The oil business requires billions of dollars, huge amounts of equipment, technical knowledge, etc. For example, Russia's Lukoil announced recently that they plan on investing $4.5 bil into an oil field they won in the 2009 auctions in the next 4-5 years. There's no way an Iraqi start up would be able to get that kind of money, and even the Oil Ministry if it was privatized would struggle to come up with that amount as well.

You also have to remember that Iraq is desperate for money right now, as fast as possible to rebuild, so they couldn't wait for any private Iraqi companies to develop up the funds and know how to expand production.

Maury said...

It's not just Iraq Joel. All the Middle East countries are control freaks when it comes to oil. US reserves are piddling when compared to Iran, Iraq, or Venezuela (another control freak). But, we produce three times as much as any of the three. Only Saudi Arabia and Russia produce more oil per day than the US, and not that much more.
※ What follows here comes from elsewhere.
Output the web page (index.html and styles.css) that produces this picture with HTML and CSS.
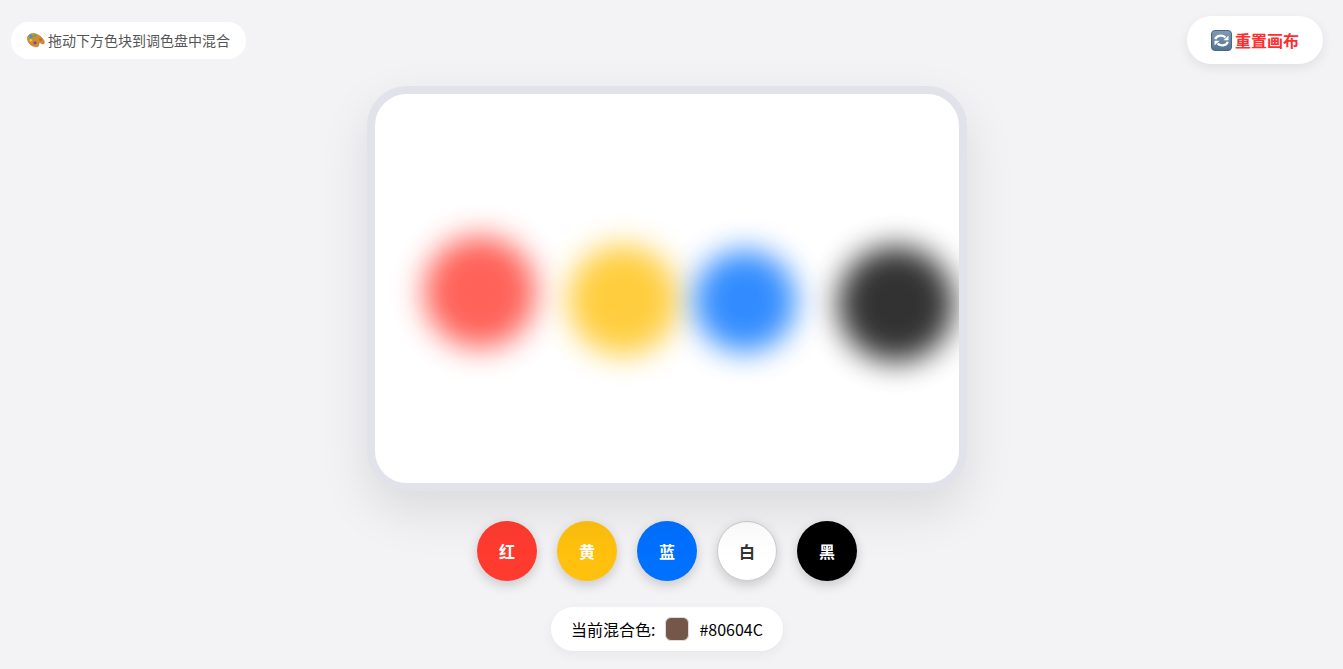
FILE: index.html
```html
<!DOCTYPE html>
<html>
<head>
    <title>调色盘</title>
    <link rel="stylesheet" href="styles.css">
</head>
<body>
    <div id="topBar">
        <div class="hint">
            <svg class="hint-icon" viewBox="0 0 18 16">
                <path d="M.5 5.500C1 2.500 4.500 .8 8 1.700c3.600.9 7.500 3.700 9 7 .7 1.700.3 3.300-1 3.300-1.500 0-2.700-1.800-3.700-1-1 .8-.1 1.900-.8 3-1 1.300-3.800 1-6.200-.2C2.300 12.300 0 8.800.5 5.500z" fill="#cf8f2c" stroke="#9a6420" stroke-width=".5"/>
                <circle cx="4" cy="4.500" r="1.700" fill="#2f9be6"/>
                <circle cx="8" cy="3.700" r="1.300" fill="#45b84a"/>
                <circle cx="3.800" cy="8.300" r="1.300" fill="#e8c53a"/>
                <circle cx="8" cy="10.800" r="1.600" fill="#8a3fc6"/>
                <circle cx="13.500" cy="7.700" r="1.300" fill="#e2503a"/>
            </svg>
            拖动下方色块到调色盘中混合
        </div>
        <button class="reset-btn">
            <svg class="reset-icon" viewBox="0 0 21 21">
                <defs>
                    <linearGradient id="resetFill" x1="0" y1="0" x2="0" y2="1">
                        <stop offset="0" stop-color="#7f9cb8"/>
                        <stop offset="1" stop-color="#527391"/>
                    </linearGradient>
                </defs>
                <rect x=".5" y=".5" width="20" height="20" rx="3.500" fill="url(#resetFill)" stroke="#4a6682"/>
                <path d="M4.300 9.300C5 5.800 10.500 4.200 14.500 7.300" fill="none" stroke="#fff" stroke-width="2.200"/>
                <path d="M17.500 5.500v4.700h-5z" fill="#fff"/>
                <path d="M16.700 11.700C16 15.200 10.500 16.800 6.500 13.700" fill="none" stroke="#fff" stroke-width="2.200"/>
                <path d="M3.500 15.500v-4.700h5z" fill="#fff"/>
            </svg>
            重置画布
        </button>
    </div>

    <div id="main">
        <div id="palette">
            <div class="blob blob-red"></div>
            <div class="blob blob-yellow"></div>
            <div class="blob blob-blue"></div>
            <div class="blob blob-black"></div>
        </div>

        <div id="swatches">
            <div class="swatch red">红</div>
            <div class="swatch yellow">黄</div>
            <div class="swatch blue">蓝</div>
            <div class="swatch white">白</div>
            <div class="swatch black">黑</div>
        </div>

        <div id="readout">
            <span>当前混合色:</span>
            <div class="chip"></div>
            <span>#80604C</span>
        </div>
    </div>
</body>
</html>
```

FILE: styles.css
```css
body {
    margin: 0;
    height: 669px;
    overflow: hidden;
    background: #f3f3f5;
    font-family: "Noto Sans CJK SC", "Noto Sans", sans-serif;
    color: #000;
}

#topBar {
    display: flex;
    justify-content: space-between;
    align-items: center;
    height: 48px;
    padding: 16px 20px 0 11px;
}

.hint {
    display: flex;
    align-items: center;
    gap: 3px;
    height: 37px;
    padding: 0 16px;
    background: #fff;
    border-radius: 18px;
    font-size: 14px;
    line-height: 34px;
    color: #555;
}

.hint-icon {
    width: 18px;
    height: 16px;
}

.reset-btn {
    display: flex;
    align-items: center;
    gap: 3px;
    height: 48px;
    padding: 0 24px;
    border: none;
    background: #fff;
    border-radius: 24px;
    font-family: inherit;
    font-size: 16px;
    font-weight: 700;
    color: #ff2d2d;
    box-shadow: 0 4px 12px rgba(0,0,0,0.08);
}

.reset-icon {
    width: 21px;
    height: 21px;
}

#main {
    display: flex;
    flex-direction: column;
    align-items: center;
    width: 1334px;
    margin-top: 22px;
}

#palette {
    position: relative;
    width: 584px;
    height: 389px;
    background: #fff;
    border: 8px solid #e2e2ea;
    border-radius: 40px;
    overflow: hidden;
    box-shadow: 0 20px 50px rgba(0,0,0,0.1);
}

.blob {
    position: absolute;
    border-radius: 50%;
    filter: blur(15px);
    opacity: 0.8;
}

.blob-red { left: 49px; top: 142px; width: 112px; height: 112px; background: #ff3b30; }
.blob-yellow { left: 193px; top: 151px; width: 110px; height: 110px; background: #ffc10e; }
.blob-blue { left: 319px; top: 156px; width: 102px; height: 102px; background: #0070ff; }
.blob-black { left: 463px; top: 152px; width: 116px; height: 116px; background: #000; }

#swatches {
    display: flex;
    gap: 20px;
    margin-top: 30px;
}

.swatch {
    display: flex;
    justify-content: center;
    align-items: center;
    width: 60px;
    height: 60px;
    box-sizing: border-box;
    border-radius: 50%;
    font-size: 16px;
    font-weight: 700;
    line-height: 58px;
    color: #fff;
    box-shadow: 0 4px 12px rgba(0,0,0,0.18);
}

.swatch.red { background: #ff3b30; }
.swatch.yellow { background: #ffc10e; }
.swatch.blue { background: #0070ff; }
.swatch.white { background: #fff; color: #333; border: 1px solid #ccc; }
.swatch.black { background: #000; }

#readout {
    display: flex;
    align-items: center;
    gap: 10px;
    height: 44px;
    margin-top: 26px;
    padding: 0 20px;
    background: #fff;
    border-radius: 22px;
    font-size: 16px;
    box-shadow: 0 4px 12px rgba(0,0,0,0.05);
}

.chip {
    width: 24px;
    height: 24px;
    box-sizing: border-box;
    background: #75574a;
    border: 1px solid #ddd;
    border-radius: 6px;
}
```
Can you imagine where the US would be today if we had run our economy like Iraq does....from the top down? We'd still be a third world nation, taking bids from the Chinese to develop our oil fields.

For 50 years, Texas was OPEC to the world. There are 1,000,000 wells in Texas, and barely 200 in Iraq. Government control doesn't work. Never did, never will.

Joel Wing said...


You will get no argument from me about privatization in Iraq. Its state-run system is a wreck. I'm just trying to say that if Iraq wants to expand it's oil industry the only ones with the money, know how, and equipment are foreign companies. There are no Iraqi entities right now up to the task.

Not only that but the political situation in Iraq will not allow for the privatization of the oil sector. Pubic opinion will just not go for that at this time.